**WRITTEN REQUEST**
In the entries below, print exactly the lines from the first through the one with "import React from 'react';", both included, and none of the pictures.

─── MATERIAL PROVIDED

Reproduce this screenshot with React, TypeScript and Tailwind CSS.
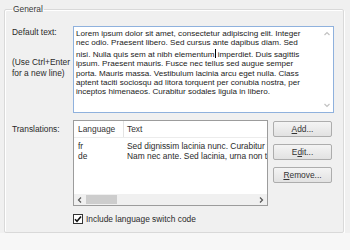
import React from 'react';

const loremLines = [
  'Lorem ipsum dolor sit amet, consectetur adipiscing elit. Integer',
  'nec odio. Praesent libero. Sed cursus ante dapibus diam. Sed',
  'nisi. Nulla quis sem at nibh elementum',
  'ipsum. Praesent mauris. Fusce nec tellus sed augue semper',
  'porta. Mauris massa. Vestibulum lacinia arcu eget nulla. Class',
  'aptent taciti sociosqu ad litora torquent per conubia nostra, per',
  'inceptos himenaeos. Curabitur sodales ligula in libero.',
];

const rows = [
  { lang: 'fr', text: 'Sed dignissim lacinia nunc. Curabitur tortor. Pellentesque nibh.' },
  { lang: 'de', text: 'Nam nec ante. Sed lacinia, urna non tincidunt mattis, tortor neque.' },
];

function Chevron({ dir }: { dir: 'up' | 'down' | 'left' | 'right' }) {
  const d = {
    up: 'M1.5 5 L4 2.5 L6.5 5',
    down: 'M1.5 3 L4 5.5 L6.5 3',
    left: 'M5 1.5 L2.5 4 L5 6.5',
    right: 'M3 1.5 L5.5 4 L3 6.5',
  }[dir];
  return (
    <svg width="8" height="8" viewBox="0 0 8 8">
      <path d={d} fill="none" stroke="currentColor" strokeWidth="1.2" />
    </svg>
  );
}

function Button({ label, mnemonic }: { label: string; mnemonic: number }) {
  return (
    <button className="h-[16px] w-[59px] rounded-[2px] border border-[#adadad] bg-gradient-to-b from-[#f4f4f4] to-[#e2e2e2] text-[8.4px] leading-[14px] text-[#333]">
      {label.slice(0, mnemonic)}
      <span className="underline">{label[mnemonic]}</span>
      {label.slice(mnemonic + 1)}
    </button>
  );
}

export default function App() {
  return (
    <div className="flex h-[250px] w-[350px] flex-col bg-[#f0f0f0] pt-[3px] font-['Liberation_Sans',Arial,sans-serif] text-[8.4px] text-[#2a2a2a]">
      <fieldset className="mx-[4px] h-[230px] w-[340px] rounded-[2px] border border-[#d9d9d9] px-[7px] pb-[6px] shadow-[inset_1px_1px_0_#fff,1px_1px_0_#fff]">
        <legend className="px-[1px] leading-[12px] text-[#3a3a3a]">General</legend>

        <div className="mt-[11px] flex">
          <div className="flex w-[61px] flex-col justify-between pb-[35px] pt-[1px] leading-[10.5px]">
            <span>Default text:</span>
            <span>
              (Use Ctrl+Enter
              <br />
              for a new line)
            </span>
          </div>
          <div className="flex h-[87px] w-[261px] border border-[#8fb1dd] bg-white">
            <div className="flex-1 overflow-hidden pl-[2px] pt-[2px] text-[8.1px] leading-[9.4px] text-[#1a1a1a]">
              {loremLines.map((line, i) => (
                <div key={i} className="whitespace-nowrap">
                  {line}
                  {i === 2 && (
                    <>
                      <span className="inline-block h-[9px] w-[1px] translate-y-[1px] bg-black align-baseline" />
                      {' imperdiet. Duis sagittis'}
                    </>
                  )}
                </div>
              ))}
            </div>
            <div className="flex w-[12px] flex-col items-center justify-between py-[3px] text-[#c2c2c2]">
              <Chevron dir="up" />
              <Chevron dir="down" />
            </div>
          </div>
        </div>

        <div className="mt-[7px] flex">
          <div className="w-[61px] pt-[3px]">Translations:</div>
          <div className="flex h-[86px] w-[195px] flex-col border border-[#9c9c9c] bg-white">
            <div className="flex h-[17px] shrink-0 items-center border-b border-[#ececec] text-[#333]">
              <div className="h-full w-[50px] shrink-0 border-r border-[#e3e3e3] pl-[4px] leading-[17px]">Language</div>
              <div className="pl-[3px]">Text</div>
            </div>
            <div className="flex-1 overflow-hidden pt-[3px] leading-[10px]">
              {rows.map((r) => (
                <div key={r.lang} className="flex whitespace-nowrap">
                  <span className="w-[50px] shrink-0 pl-[4px]">{r.lang}</span>
                  <span className="pl-[3px]">{r.text}</span>
                </div>
              ))}
            </div>
            <div className="flex h-[11px] shrink-0 items-center bg-[#f0f0f0] text-[#555]">
              <div className="flex w-[12px] justify-center"><Chevron dir="left" /></div>
              <div className="h-[9px] w-[31px] bg-[#cdcdcd]" />
              <div className="flex-1" />
              <div className="flex w-[12px] justify-center"><Chevron dir="right" /></div>
            </div>
          </div>
          <div className="ml-[5px] flex flex-col gap-[7px] pt-[1px]">
            <Button label="Add..." mnemonic={0} />
            <Button label="Edit..." mnemonic={1} />
            <Button label="Remove..." mnemonic={0} />
          </div>
        </div>

        <label className="ml-[61px] mt-[7px] flex items-center gap-[3px]">
          <span className="flex h-[10px] w-[10px] items-center justify-center border border-[#333] bg-white">
            <svg width="8" height="8" viewBox="0 0 8 8">
              <path d="M1 4.2 L3 6.2 L7 1.5" fill="none" stroke="#111" strokeWidth="1.6" />
            </svg>
          </span>
          <span>Include language switch code</span>
        </label>
      </fieldset>
      <div className="flex-1 bg-[#f7f7f7]" />
    </div>
  );
}
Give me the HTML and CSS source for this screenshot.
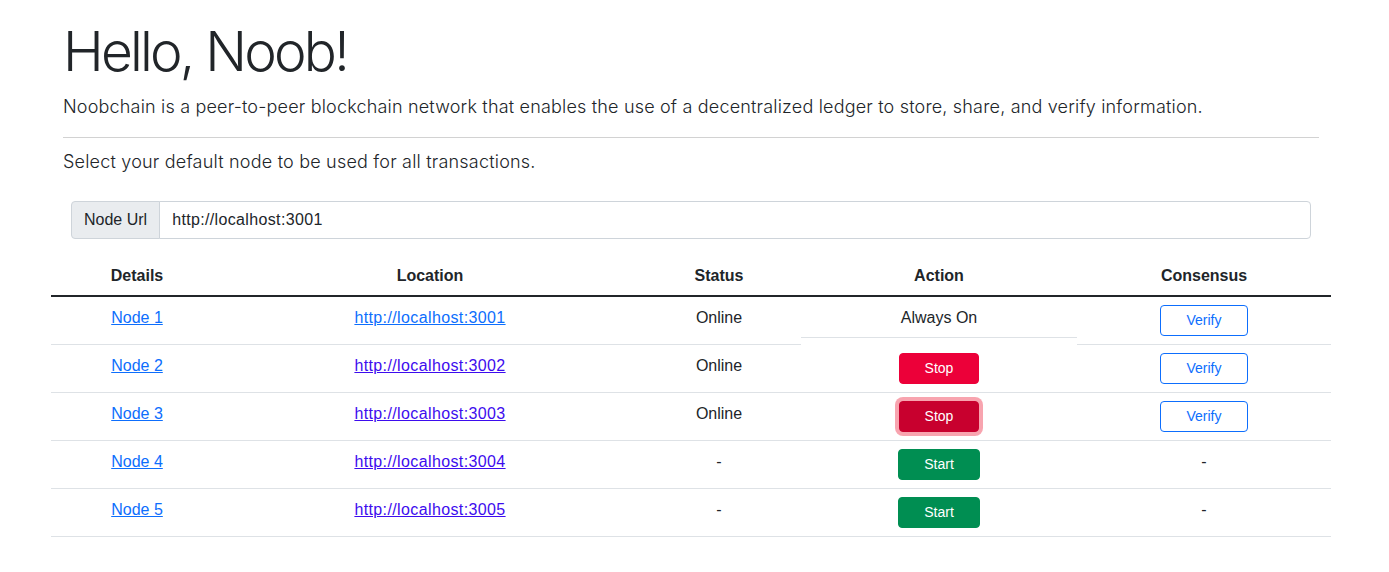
FILE: index.html
```html
<!DOCTYPE html>
<html lang="en">
<head>
<meta charset="utf-8">
<title>Noobchain</title>
<link rel="stylesheet" href="styles.css">
</head>
<body>
<main class="page">
  <section class="intro">
    <h1 class="display">Hello, Noob!</h1>
    <p class="lead">Noobchain is a peer-to-peer blockchain network that enables the use of a decentralized ledger to store, share, and verify information.</p>
    <hr class="rule">
    <p class="select-text">Select your default node to be used for all transactions.</p>
  </section>

  <div class="input-group">
    <span class="addon">Node Url</span>
    <input class="control" type="text" value="http://localhost:3001">
  </div>

  <table class="nodes">
    <colgroup>
      <col class="c-details">
      <col class="c-location">
      <col class="c-status">
      <col class="c-action">
      <col class="c-consensus">
    </colgroup>
    <thead>
      <tr>
        <th>Details</th>
        <th>Location</th>
        <th>Status</th>
        <th>Action</th>
        <th>Consensus</th>
      </tr>
    </thead>
    <tbody>
      <tr>
        <td><a class="link" href="#">Node 1</a></td>
        <td><a class="link url" href="#">http://localhost:3001</a></td>
        <td>Online</td>
        <td class="always">Always On</td>
        <td><button class="btn btn-verify">Verify</button></td>
      </tr>
      <tr>
        <td><a class="link" href="#">Node 2</a></td>
        <td><a class="link url visited" href="#">http://localhost:3002</a></td>
        <td>Online</td>
        <td><button class="btn btn-stop">Stop</button></td>
        <td><button class="btn btn-verify">Verify</button></td>
      </tr>
      <tr>
        <td><a class="link" href="#">Node 3</a></td>
        <td><a class="link url visited" href="#">http://localhost:3003</a></td>
        <td>Online</td>
        <td><button class="btn btn-stop focused">Stop</button></td>
        <td><button class="btn btn-verify">Verify</button></td>
      </tr>
      <tr>
        <td><a class="link" href="#">Node 4</a></td>
        <td><a class="link url visited" href="#">http://localhost:3004</a></td>
        <td>-</td>
        <td><button class="btn btn-start">Start</button></td>
        <td>-</td>
      </tr>
      <tr>
        <td><a class="link" href="#">Node 5</a></td>
        <td><a class="link url visited" href="#">http://localhost:3005</a></td>
        <td>-</td>
        <td><button class="btn btn-start">Start</button></td>
        <td>-</td>
      </tr>
    </tbody>
  </table>
</main>
</body>
</html>
```

FILE: styles.css
```css
* { box-sizing: border-box; }

html, body {
  margin: 0;
  padding: 0;
  background: #fff;
  color: #212529;
  font-family: "Liberation Sans", Arial, Helvetica, sans-serif;
  font-size: 16px;
  line-height: 1.5;
}

.page {
  width: 1280px;
  margin-left: 51px;
  padding-bottom: 30px;
}

.intro {
  padding: 0 12px;
  font-family: Inter, "Noto Sans", sans-serif;
}

.display {
  margin: 18px 0 11px;
  font-size: 55px;
  font-weight: 300;
  line-height: 1.2;
  letter-spacing: -2.8px;
}

.lead {
  margin: 0;
  font-size: 18px;
  font-weight: 300;
  line-height: 24px;
  letter-spacing: 0.18px;
}

.rule {
  margin: 18px 0 12px;
  border: 0;
  border-top: 1px solid #d2d2d2;
  height: 0;
}

.select-text {
  margin: 0 0 27px;
  font-size: 18px;
  font-weight: 300;
  line-height: 24px;
  letter-spacing: 0.2px;
}

.input-group {
  display: flex;
  margin: 0 20px;
  height: 38px;
}

.addon {
  display: flex;
  align-items: center;
  padding: 6px 12px;
  background: #e9ecef;
  border: 1px solid #ced4da;
  border-radius: 4px 0 0 4px;
  color: #212529;
  font-size: 16px;
  white-space: nowrap;
}

.control {
  flex: 1;
  margin-left: -1px;
  padding: 6px 12px;
  border: 1px solid #ced4da;
  border-radius: 0 4px 4px 0;
  font-family: "Liberation Sans", Arial, Helvetica, sans-serif;
  font-size: 16px;
  letter-spacing: 0.35px;
  color: #212529;
  background: #fff;
  outline: none;
}

.nodes {
  width: 1280px;
  margin-top: 16px;
  border-collapse: collapse;
  table-layout: fixed;
  vertical-align: top;
}

.c-details { width: 172px; }
.c-location { width: 414px; }
.c-status { width: 164px; }
.c-action { width: 276px; }
.c-consensus { width: 254px; }

.nodes th,
.nodes td {
  padding: 9px 8px 7px;
  text-align: center;
  vertical-align: top;
  border-bottom: 1px solid #dee2e6;
}

.nodes th {
  font-weight: 700;
  border-bottom: 2px solid #212529;
}

.nodes td.always {
  border-bottom-color: #fff;
  background: linear-gradient(to top, transparent 6px, #dee2e6 6px, #dee2e6 7px, transparent 7px);
}

.link {
  color: #0d6efd;
  text-decoration: underline;
}

.link.url {
  letter-spacing: 0.38px;
}

.link.visited {
  color: #3d0cee;
}

.btn {
  display: inline-block;
  margin: -1px 0 1px;
  padding: 4px 25px;
  font-family: "Liberation Sans", Arial, Helvetica, sans-serif;
  font-size: 14px;
  line-height: 21px;
  border: 1px solid transparent;
  border-radius: 4px;
  cursor: pointer;
  vertical-align: top;
}

.btn-stop {
  background: #ec0039;
  border-color: #ec0039;
  color: #fff;
}

.btn-stop.focused {
  background: #c8002e;
  border-color: #c8002e;
  box-shadow: 0 0 0 4px rgba(241, 74, 96, 0.5);
}

.btn-start {
  background: #008e52;
  border-color: #008e52;
  color: #fff;
}

.btn-verify {
  background: #fff;
  border-color: #0d6efd;
  color: #0d6efd;
}
```
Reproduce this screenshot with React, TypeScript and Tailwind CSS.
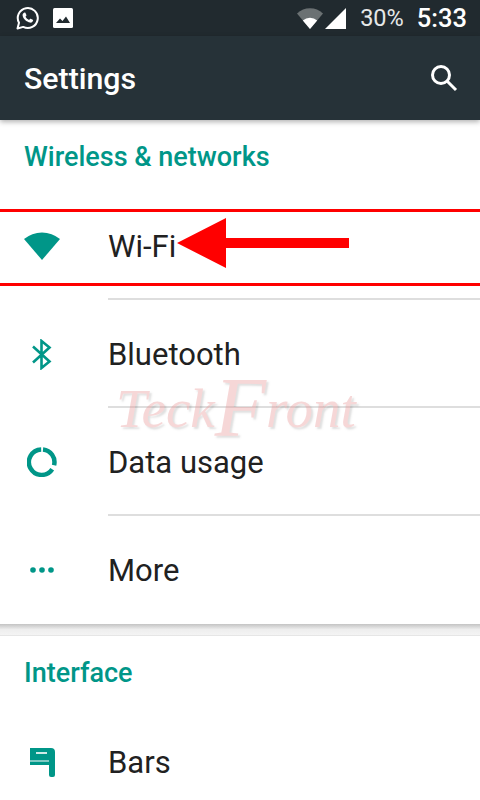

──────

**CORRECT RESPONSE**
Reproduce this screenshot with React, TypeScript and Tailwind CSS.
import React from 'react';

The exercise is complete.